Since 2015, he said, China has provided over 67,000 training opportunities for Kenyans.
“Currently, over 2,400 Kenyan students are studying in China. In 2018, over 81,000 Chinese tourists traveled to Kenya for leisure and adventure,” he said.
Wu observed that China’s funding to Kenya and other developing countries is aimed at development.
“China always attaches high importance to debt sustainability. Before making decisions, Chinese companies and banks, even the third party, go through rigorous feasibility studies, evaluation, and review of a country’s credit rating,”said Wu, who used the occasion to discuss some hot topics about the China-Kenya partnership.
Huge infrastructural projects like the standard gauge railway (SGR) may take long to yield returns, but they are solid and valid assets, whose value will grow in time, he stressed.
The SGR, according to Wu, is a flagship project that showcases the fast speed and high quality of China-Kenya cooperation.
The building of Mombasa-Nairobi SGR has driven the Kenya’s economic growth by 1.5 percent and created 46,000 jobs for local residents.
He said the train shortened the Nairobi-Mombasa trip from over 10 hours to five hours. Since its launch in May 2017, with an average booking rate of 99 percent, over 2.77 million passengers have traveled by the SGR, and around 4.2 million tonnes of goods have been transported, said Wu.

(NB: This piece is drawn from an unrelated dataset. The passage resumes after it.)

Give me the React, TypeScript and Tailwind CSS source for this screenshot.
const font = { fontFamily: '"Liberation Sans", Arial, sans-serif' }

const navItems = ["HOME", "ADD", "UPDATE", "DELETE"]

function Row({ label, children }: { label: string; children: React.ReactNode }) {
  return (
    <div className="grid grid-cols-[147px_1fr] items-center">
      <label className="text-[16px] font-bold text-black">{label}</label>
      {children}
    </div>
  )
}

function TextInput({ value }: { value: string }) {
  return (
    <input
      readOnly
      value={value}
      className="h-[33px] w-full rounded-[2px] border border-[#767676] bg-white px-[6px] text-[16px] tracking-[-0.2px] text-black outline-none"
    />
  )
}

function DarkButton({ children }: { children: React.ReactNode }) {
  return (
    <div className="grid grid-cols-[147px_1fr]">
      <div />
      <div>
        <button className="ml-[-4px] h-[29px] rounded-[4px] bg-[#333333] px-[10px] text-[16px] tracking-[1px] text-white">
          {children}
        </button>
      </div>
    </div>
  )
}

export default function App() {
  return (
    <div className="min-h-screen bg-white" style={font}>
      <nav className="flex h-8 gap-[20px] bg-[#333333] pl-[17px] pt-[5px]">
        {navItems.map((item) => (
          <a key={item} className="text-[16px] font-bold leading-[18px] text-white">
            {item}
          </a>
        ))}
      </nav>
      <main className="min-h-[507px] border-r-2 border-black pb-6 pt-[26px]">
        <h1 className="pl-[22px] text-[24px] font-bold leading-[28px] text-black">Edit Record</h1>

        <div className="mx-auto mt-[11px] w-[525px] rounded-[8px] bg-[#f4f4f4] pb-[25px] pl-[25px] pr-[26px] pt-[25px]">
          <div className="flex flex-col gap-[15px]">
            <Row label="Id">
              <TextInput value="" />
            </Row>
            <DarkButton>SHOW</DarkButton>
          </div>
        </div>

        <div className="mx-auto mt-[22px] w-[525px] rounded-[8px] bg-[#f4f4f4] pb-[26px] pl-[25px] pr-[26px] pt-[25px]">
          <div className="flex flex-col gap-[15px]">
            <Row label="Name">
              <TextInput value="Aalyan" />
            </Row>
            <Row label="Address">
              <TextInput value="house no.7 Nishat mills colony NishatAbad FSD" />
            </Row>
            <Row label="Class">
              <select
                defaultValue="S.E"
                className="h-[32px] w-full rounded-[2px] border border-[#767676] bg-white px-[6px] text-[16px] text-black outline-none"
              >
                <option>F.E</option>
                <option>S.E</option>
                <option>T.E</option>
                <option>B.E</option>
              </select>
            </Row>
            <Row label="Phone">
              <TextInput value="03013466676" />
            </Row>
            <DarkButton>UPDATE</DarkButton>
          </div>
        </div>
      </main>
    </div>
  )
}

In the first full year of operation, SGR earned nearly 10.33 billion Kenyan shillings (about 103 million dollars, which is very close to the operation cost of 120 million dollars a year, he said, adding that for an infrastructural project of SGR’s magnitude, it is not easy to achieve near break-even in one year.

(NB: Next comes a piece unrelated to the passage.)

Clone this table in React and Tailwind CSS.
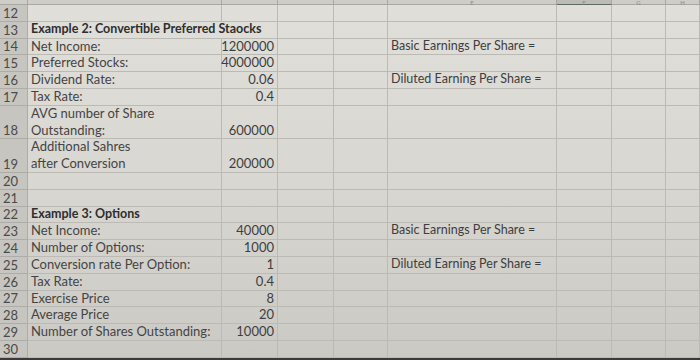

China and Kenya are currently discussing the construction of the Mombasa Special Economic Zone and the Naivasha Industrial Park, said the ambassador.
“With the development of the industrial chain from railway transportation, port economy to industrial parks, we have every reason to believe that SGR will benefit Kenya’s efforts towards industrialization, and strongly boost Kenya’s GDP growth significantly.”
He noted that China does not pursue a policy of trade surplus with Kenya, adding it is paying great attention to Kenya’s desire to expand exports.
“We understand how important agricultural exports are to Kenya. Consequently, we have been working hard to expand China’s imports for Kenya’s agricultural produce,” said Wu.
Last year, China and Kenya signed an agreement on export of stevia to China. An agreement on the export of frozen avocados was also signed, which makes Kenya the first African country to export avocados to China, he added.
He said the two countries are working to seal the deal on export of fresh avocados, as well as working on other horticultural products.
Christopher Chika, head of Asia and Australasia affairs at Kenya’s Ministry of Foreign Affairs, said Kenya will continue to engage with China as long as the relationship is beneficial.
“Our relationship is based on mutual respect and equality. China plays a great role in stabilizing Africa and we shall work with the Chinese nationally, regionally and internationally,” Chika said.